▶ **Aim**: Write out the material exactly, without any of its pictures.

▶ **Stored data**:
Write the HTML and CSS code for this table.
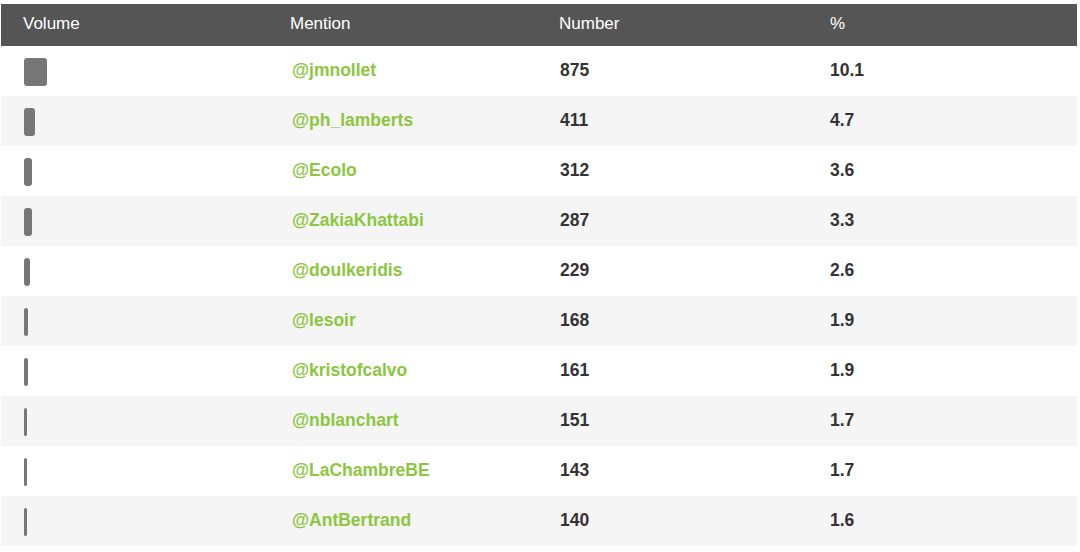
FILE: index.html
```html
<!DOCTYPE html>
<html>
<head>
<meta charset="utf-8">
<link rel="stylesheet" href="styles.css">
</head>
<body>
<div class="wrap">
<table class="mentions">
<thead>
<tr><th>Volume</th><th>Mention</th><th>Number</th><th>%</th></tr>
</thead>
<tbody>
<tr><td><span class="bar" style="width:23px"></span></td><td class="name">@jmnollet</td><td>875</td><td>10.1</td></tr>
<tr><td><span class="bar" style="width:10.8px"></span></td><td class="name">@ph_lamberts</td><td>411</td><td>4.7</td></tr>
<tr><td><span class="bar" style="width:8.2px"></span></td><td class="name">@Ecolo</td><td>312</td><td>3.6</td></tr>
<tr><td><span class="bar" style="width:7.5px"></span></td><td class="name">@ZakiaKhattabi</td><td>287</td><td>3.3</td></tr>
<tr><td><span class="bar" style="width:6px"></span></td><td class="name">@doulkeridis</td><td>229</td><td>2.6</td></tr>
<tr><td><span class="bar" style="width:4.4px"></span></td><td class="name">@lesoir</td><td>168</td><td>1.9</td></tr>
<tr><td><span class="bar" style="width:4.2px"></span></td><td class="name">@kristofcalvo</td><td>161</td><td>1.9</td></tr>
<tr><td><span class="bar" style="width:3px"></span></td><td class="name">@nblanchart</td><td>151</td><td>1.7</td></tr>
<tr><td><span class="bar" style="width:3px"></span></td><td class="name">@LaChambreBE</td><td>143</td><td>1.7</td></tr>
<tr><td><span class="bar" style="width:3px"></span></td><td class="name">@AntBertrand</td><td>140</td><td>1.6</td></tr>
</tbody>
</table>
</div>
</body>
</html>
```
FILE: styles.css
```css
html, body {
  margin: 0;
  padding: 0;
  background: #fff;
}
.wrap {
  padding: 4px 3px 0 1px;
}
.mentions {
  width: 1076px;
  border-collapse: collapse;
  table-layout: fixed;
  font-family: "Liberation Sans", Arial, sans-serif;
}
.mentions th {
  background: #555555;
  color: #ffffff;
  font-weight: normal;
  font-size: 17px;
  text-align: left;
  height: 42px;
  padding: 0 0 3px 22px;
  box-sizing: border-box;
  vertical-align: middle;
}
.mentions th:nth-child(2) { padding-left: 20px; }
.mentions th:nth-child(3) { padding-left: 20px; }
.mentions td {
  height: 50px;
  padding: 0 0 2px 22px;
  box-sizing: border-box;
  font-size: 17.5px;
  font-weight: bold;
  color: #333333;
  vertical-align: middle;
}
.mentions td:nth-child(3) { padding-left: 21px; }
.mentions tbody tr:nth-child(even) td {
  background: #f5f5f5;
}
.mentions td.name {
  color: #8cc63f;
}
.mentions td:first-child {
  padding-left: 23px;
  padding-bottom: 0;
}
.bar {
  display: block;
  height: 28px;
  background: #777777;
  border-radius: 3px;
  margin-top: 1px;
}
```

▶ **Output below**:
Write the HTML and CSS code for this table.
FILE: index.html
```html
<!DOCTYPE html>
<html>
<head>
<meta charset="utf-8">
<link rel="stylesheet" href="styles.css">
</head>
<body>
<div class="wrap">
<table class="mentions">
<thead>
<tr><th>Volume</th><th>Mention</th><th>Number</th><th>%</th></tr>
</thead>
<tbody>
<tr><td><span class="bar" style="width:23px"></span></td><td class="name">@jmnollet</td><td>875</td><td>10.1</td></tr>
<tr><td><span class="bar" style="width:10.8px"></span></td><td class="name">@ph_lamberts</td><td>411</td><td>4.7</td></tr>
<tr><td><span class="bar" style="width:8.2px"></span></td><td class="name">@Ecolo</td><td>312</td><td>3.6</td></tr>
<tr><td><span class="bar" style="width:7.5px"></span></td><td class="name">@ZakiaKhattabi</td><td>287</td><td>3.3</td></tr>
<tr><td><span class="bar" style="width:6px"></span></td><td class="name">@doulkeridis</td><td>229</td><td>2.6</td></tr>
<tr><td><span class="bar" style="width:4.4px"></span></td><td class="name">@lesoir</td><td>168</td><td>1.9</td></tr>
<tr><td><span class="bar" style="width:4.2px"></span></td><td class="name">@kristofcalvo</td><td>161</td><td>1.9</td></tr>
<tr><td><span class="bar" style="width:3px"></span></td><td class="name">@nblanchart</td><td>151</td><td>1.7</td></tr>
<tr><td><span class="bar" style="width:3px"></span></td><td class="name">@LaChambreBE</td><td>143</td><td>1.7</td></tr>
<tr><td><span class="bar" style="width:3px"></span></td><td class="name">@AntBertrand</td><td>140</td><td>1.6</td></tr>
</tbody>
</table>
</div>
</body>
</html>
```
FILE: styles.css
```css
html, body {
  margin: 0;
  padding: 0;
  background: #fff;
}
.wrap {
  padding: 4px 3px 0 1px;
}
.mentions {
  width: 1076px;
  border-collapse: collapse;
  table-layout: fixed;
  font-family: "Liberation Sans", Arial, sans-serif;
}
.mentions th {
  background: #555555;
  color: #ffffff;
  font-weight: normal;
  font-size: 17px;
  text-align: left;
  height: 42px;
  padding: 0 0 3px 22px;
  box-sizing: border-box;
  vertical-align: middle;
}
.mentions th:nth-child(2) { padding-left: 20px; }
.mentions th:nth-child(3) { padding-left: 20px; }
.mentions td {
  height: 50px;
  padding: 0 0 2px 22px;
  box-sizing: border-box;
  font-size: 17.5px;
  font-weight: bold;
  color: #333333;
  vertical-align: middle;
}
.mentions td:nth-child(3) { padding-left: 21px; }
.mentions tbody tr:nth-child(even) td {
  background: #f5f5f5;
}
.mentions td.name {
  color: #8cc63f;
}
.mentions td:first-child {
  padding-left: 23px;
  padding-bottom: 0;
}
.bar {
  display: block;
  height: 28px;
  background: #777777;
  border-radius: 3px;
  margin-top: 1px;
}
```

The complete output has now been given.